Und die letzte Wanderung dieser Wanderferien geht hinein in das grüne, wunderschöne Fischleintal in den Sextner Dolomiten. Hier soll Angela Merkel ein Jahr lang Urlaub gemacht haben. Ich kann mir gut vorstellen, dass man sich hier in der Abgeschiedenheit sehr gut erholen und entspannen kann.



Für uns wackere Wandernde wird es ein herrlicher Spaziergang. Der Bergführer erzählt etwas von einer Sonnenuhr und spricht vom Neuner und Elfer und Einer. Wir machen Sprüche über diese Zahlen und sehen weit und breit keine Sonnenuhr. Zurück im Hotel google ich dann nach dieser offenbar berühmten Sextner Sonnenuhr und komme recht ins Staunen. Wie die Menschen sich doch in der Natur immer wieder zu helfen wissen!
In der Talschlusshütte erhalten wir Schlipfkrapfen und zur Nachspeise einen Apfelstrudel mit warmer Vanillesauce. Mal wieder köstlich!

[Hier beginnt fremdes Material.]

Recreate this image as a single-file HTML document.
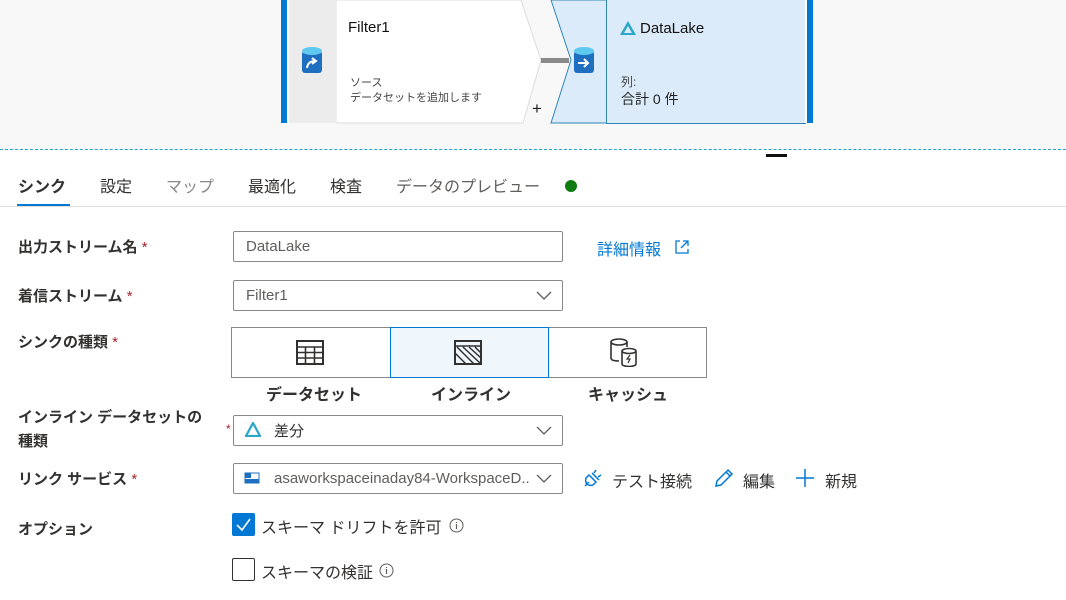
<!DOCTYPE html>
<html><head><meta charset="utf-8"><style>
*{margin:0;padding:0;box-sizing:border-box}
body{width:1066px;height:600px;overflow:hidden;background:#fff;font-family:"Liberation Sans","Noto Sans CJK JP",sans-serif;color:#323130;position:relative}
.a{position:absolute}
.top{left:0;top:0;width:1066px;height:150px;background:#f8f8f8}
.lbl{position:absolute;left:18px;font-size:15px;font-weight:bold;color:#323130}
.req{color:#a4262c;font-weight:normal}
.inp{position:absolute;border:1px solid #8a8886;border-radius:2px;background:#fff;font-size:15px;color:#605e5c;padding-left:12px;display:flex;align-items:center}
.chev{position:absolute;right:10px;top:8px}
.tab{position:absolute;top:173px;font-size:16px;color:#323130}
</style></head><body>
<div class="a top"></div>
<!-- nodes -->
<div class="a" style="left:281px;top:0;width:8px;height:123px;background:#0078d4;border-right:2px solid #fff;box-shadow:inset -2px 0 0 #0078d4"></div>
<div class="a" style="left:289px;top:0;width:47px;height:123px;background:#ececec"></div>
<svg class="a" style="left:300px;top:46px" width="26" height="30" viewBox="0 0 26 30"><rect x="2" y="5" width="20" height="22" rx="3" fill="#1f6fc0"/><ellipse cx="12" cy="5" rx="10" ry="4" fill="#5ec8ef"/><path d="M7 22 Q8 15 15 15 M12 12 L16 15 L12 18" stroke="#fff" stroke-width="2" fill="none"/></svg>
<svg class="a" style="left:336px;top:0" width="280" height="124"><polygon points="0,0 185,0 205,60 187,123 0,123" fill="#fff" stroke="#dcdcdc"/><polygon points="215,0 272,0 272,123 215,123 235,60" fill="#dcebfa" stroke="#2f87b5"/><rect x="205" y="58" width="28" height="5" fill="#8a8a8a"/></svg>
<div class="a" style="left:348px;top:19px;font-size:15px;color:#111">Filter1</div>
<div class="a" style="left:350px;top:76px;font-size:11px;color:#444;line-height:15px">ソース<br>データセットを追加します</div>
<div class="a" style="left:532px;top:99px;font-size:17px;color:#222">+</div>
<svg class="a" style="left:573px;top:46px" width="24" height="30" viewBox="0 0 24 30"><rect x="1" y="5" width="20" height="22" rx="3" fill="#1f6fc0"/><ellipse cx="11" cy="5" rx="10" ry="4" fill="#5ec8ef"/><path d="M5 17 H15 M11 13 L15 17 L11 21" stroke="#fff" stroke-width="2" fill="none"/></svg>
<div class="a" style="left:606px;top:0;width:200px;height:124px;background:#dcebfa;border-left:1px solid #2f87b5;border-bottom:1px solid #2f87b5"></div>
<div class="a" style="left:805px;top:0;width:8px;height:123px;background:#0078d4;border-left:2px solid #fff"></div>
<svg class="a" style="left:619px;top:20px" width="18" height="16" viewBox="0 0 18 16"><path d="M9 1 L17 15 H1 Z M9 6 L13 13 H5 Z" fill="#2aa7c9" fill-rule="evenodd"/></svg>
<div class="a" style="left:640px;top:20px;font-size:15px;color:#111">DataLake</div>
<div class="a" style="left:621px;top:73px;font-size:12px;color:#444">列:</div>
<div class="a" style="left:621px;top:89px;font-size:14px;color:#222">合計 0 件</div>
<div class="a" style="left:0;top:149px;width:1066px;border-top:1px dashed #1ea5d6"></div>
<div class="a" style="left:766px;top:154px;width:21px;height:3px;background:#111"></div>
<!-- tabs -->
<div class="tab" style="left:18px;font-weight:bold">シンク</div>
<div class="tab" style="left:100px">設定</div>
<div class="tab" style="left:166px;color:#8a8886">マップ</div>
<div class="tab" style="left:248px">最適化</div>
<div class="tab" style="left:330px">検査</div>
<div class="tab" style="left:396px;color:#605e5c">データのプレビュー</div>
<div class="a" style="left:565px;top:180px;width:12px;height:12px;border-radius:50%;background:#107c10"></div>
<div class="a" style="left:17px;top:204px;width:53px;height:3px;background:#0078d4"></div>
<div class="a" style="left:0;top:206px;width:1066px;height:1px;background:#e1dfdd"></div>
<!-- form -->
<div class="lbl" style="top:236px">出力ストリーム名 <span class="req">*</span></div>
<div class="inp" style="left:233px;top:231px;width:330px;height:31px">DataLake</div>
<div class="a" style="left:597px;top:236px;font-size:16px;color:#0078d4">詳細情報</div>
<svg class="a" style="left:674px;top:239px" width="16" height="16"><path d="M6 2 H2 V14 H14 V10 M9 2 H14 V7 M14 2 L7 9" stroke="#0078d4" stroke-width="1.3" fill="none"/></svg>
<div class="lbl" style="top:285px">着信ストリーム <span class="req">*</span></div>
<div class="inp" style="left:233px;top:280px;width:330px;height:31px">Filter1<svg class="chev" width="16" height="12"><path d="M1 3 L8 10 L15 3" stroke="#605e5c" stroke-width="1.3" fill="none"/></svg></div>
<div class="lbl" style="top:331px">シンクの種類 <span class="req">*</span></div>
<div class="a" style="left:231px;top:327px;width:476px;height:51px;border:1px solid #8a8886"></div>
<div class="a" style="left:390px;top:327px;width:159px;height:51px;border:1px solid #0078d4;background:#eff6fc"></div>
<svg class="a" style="left:296px;top:340px" width="28" height="25"><rect x="1" y="1" width="26" height="23" fill="none" stroke="#323130" stroke-width="2"/><path d="M1 7 H27 M1 12.5 H27 M1 18 H27 M9.5 7 V24 M18.5 7 V24" stroke="#323130" stroke-width="1.6"/></svg>
<svg class="a" style="left:454px;top:340px" width="28" height="25"><rect x="1" y="1" width="26" height="23" fill="none" stroke="#323130" stroke-width="2"/><path d="M1 6 H27 M3 7 L20 24 M9 7 L26 23 M15 7 L27 18 M21 7 L27 13 M1 13 L12 24" stroke="#323130" stroke-width="1.5"/></svg>
<svg class="a" style="left:609px;top:337px" width="34" height="30"><path d="M2 5 V21 Q2 24 10 24 M2 5 A8 3 0 0 1 18 5 V10 M2 5 A8 3 0 0 0 18 5" stroke="#323130" stroke-width="1.6" fill="none"/><path d="M13 14 V27 A7 2.5 0 0 0 27 27 V14 A7 2.5 0 0 0 13 14 A7 2.5 0 0 0 27 14" stroke="#323130" stroke-width="1.6" fill="#fff"/><path d="M21 18 L18 22 H21 L19 26" stroke="#323130" stroke-width="1.2" fill="none"/></svg>
<div class="a" style="left:266px;top:381px;font-size:16px;font-weight:bold">データセット</div>
<div class="a" style="left:431px;top:381px;font-size:16px;font-weight:bold">インライン</div>
<div class="a" style="left:588px;top:381px;font-size:16px;font-weight:bold">キャッシュ</div>
<div class="lbl" style="top:406px;line-height:24px">インライン データセットの<br>種類</div>
<div class="a" style="left:226px;top:422px;font-size:12px;color:#a4262c">*</div>
<div class="inp" style="left:233px;top:415px;width:330px;height:31px;padding-left:40px;color:#323130">差分<svg class="chev" width="16" height="12"><path d="M1 3 L8 10 L15 3" stroke="#605e5c" stroke-width="1.3" fill="none"/></svg></div>
<svg class="a" style="left:245px;top:422px" width="16" height="15"><path d="M8 1 L15 14 H1 Z" fill="none" stroke="#2aa7c9" stroke-width="2.2"/></svg>
<div class="lbl" style="top:468px">リンク サービス <span class="req">*</span></div>
<div class="inp" style="left:233px;top:463px;width:330px;height:31px;padding-left:40px;color:#605e5c">asaworkspaceinaday84-WorkspaceD..<svg class="chev" width="16" height="12"><path d="M1 3 L8 10 L15 3" stroke="#605e5c" stroke-width="1.3" fill="none"/></svg></div>
<svg class="a" style="left:244px;top:471px" width="16" height="14"><rect x="1" y="2" width="14" height="10" fill="#fff" stroke="#1f6fc0"/><rect x="1" y="2" width="6" height="5" fill="#1f6fc0"/><rect x="1" y="8" width="14" height="4" fill="#1f6fc0"/></svg>
<svg class="a" style="left:582px;top:467px" width="22" height="22"><path d="M3 19 L7 15 M14 3 L12 6 M19 8 L16 10 M7 8 L14 15 L11 18 Q7 19 5 17 Q3 15 4 11 Z M10 6 L17 13" stroke="#0078d4" stroke-width="1.5" fill="none"/></svg>
<div class="a" style="left:612px;top:468px;font-size:16px;color:#323130">テスト接続</div>
<svg class="a" style="left:713px;top:467px" width="22" height="22"><path d="M3 19 L4 14 L15 3 L19 7 L8 18 Z M13 5 L17 9" stroke="#0078d4" stroke-width="1.5" fill="none"/></svg>
<div class="a" style="left:743px;top:468px;font-size:16px">編集</div>
<svg class="a" style="left:795px;top:468px" width="20" height="20"><path d="M10 1 V19 M1 10 H19" stroke="#0078d4" stroke-width="1.5"/></svg>
<div class="a" style="left:825px;top:468px;font-size:16px">新規</div>
<div class="lbl" style="top:518px">オプション</div>
<div class="a" style="left:232px;top:513px;width:23px;height:23px;background:#0078d4;border-radius:2px"></div>
<svg class="a" style="left:235px;top:516px" width="17" height="17"><path d="M2 9 L7 14 L15 3" stroke="#fff" stroke-width="1.6" fill="none"/></svg>
<div class="a" style="left:261px;top:514px;font-size:16px">スキーマ ドリフトを許可</div>
<svg class="a" style="left:449px;top:518px" width="15" height="15"><circle cx="7.5" cy="7.5" r="6.5" fill="none" stroke="#605e5c"/><path d="M7.5 6 V11 M7.5 4 V5" stroke="#605e5c" stroke-width="1.2"/></svg>
<div class="a" style="left:232px;top:558px;width:23px;height:23px;border:1px solid #323130;border-radius:2px"></div>
<div class="a" style="left:261px;top:559px;font-size:16px">スキーマの検証</div>
<svg class="a" style="left:379px;top:563px" width="15" height="15"><circle cx="7.5" cy="7.5" r="6.5" fill="none" stroke="#605e5c"/><path d="M7.5 6 V11 M7.5 4 V5" stroke="#605e5c" stroke-width="1.2"/></svg>
</body></html>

Gemütlich geht es durch Lärchenwälder und über Wiesen mit blühenden Herbstzeitlosen zurück. Wir erfahren noch einiges über Land und Leute. Die insgesamt drei Stunden Gehzeit sind heute nicht ermüdend und können so richtig genossen werden.



Am nächsten Morgen gehts zeitig wieder zurück in die Schweiz via Brennerpass über die 1963 eröffnete Europabrücke und über den Arlberg. Da der Tunnel renoviert wird, geht die Fahrt über den Berg und lässt bei mir Kindheitserinnerungen hochkommen. Oft fuhren wir mit unserem alten Peugeot zu einer Freundin unserer Mutter nach Innsbruck. Da gabs noch keinen Tunnel und auf der Passhöhe mussten wir regelmässig eine Picknickpause einlegen, da der Motor überhitzte. Heute wäre das nicht so toll, denn seit unserer Abfahrt in Sillian regnet es in Strömen. Die ganzen Tage über hatten wir nicht einen Regentropfen. Und nun giesst es bis kurz vor Zürich. Was solls?!
Waren das tolle Tage! Lustige Tage! Anstrengede Tage! Aber alles hat geklappt! Die Gruppe harmonierte gut und nicht einmal mussten wir auf jemanden warten, weil die abgemachte Zeit nicht eingehalten wurde. Das Hotel hat seine besten Tage gesehen. Aber es war sauber und die Buffets am Morgen und abends ausgezeichnet. So lebt es sich also in einer Herde, denke ich schmunzelnd zurück!

Herrliche Reise mit erneut wunderbaren Fotos. Bravo für die Wanderleistung!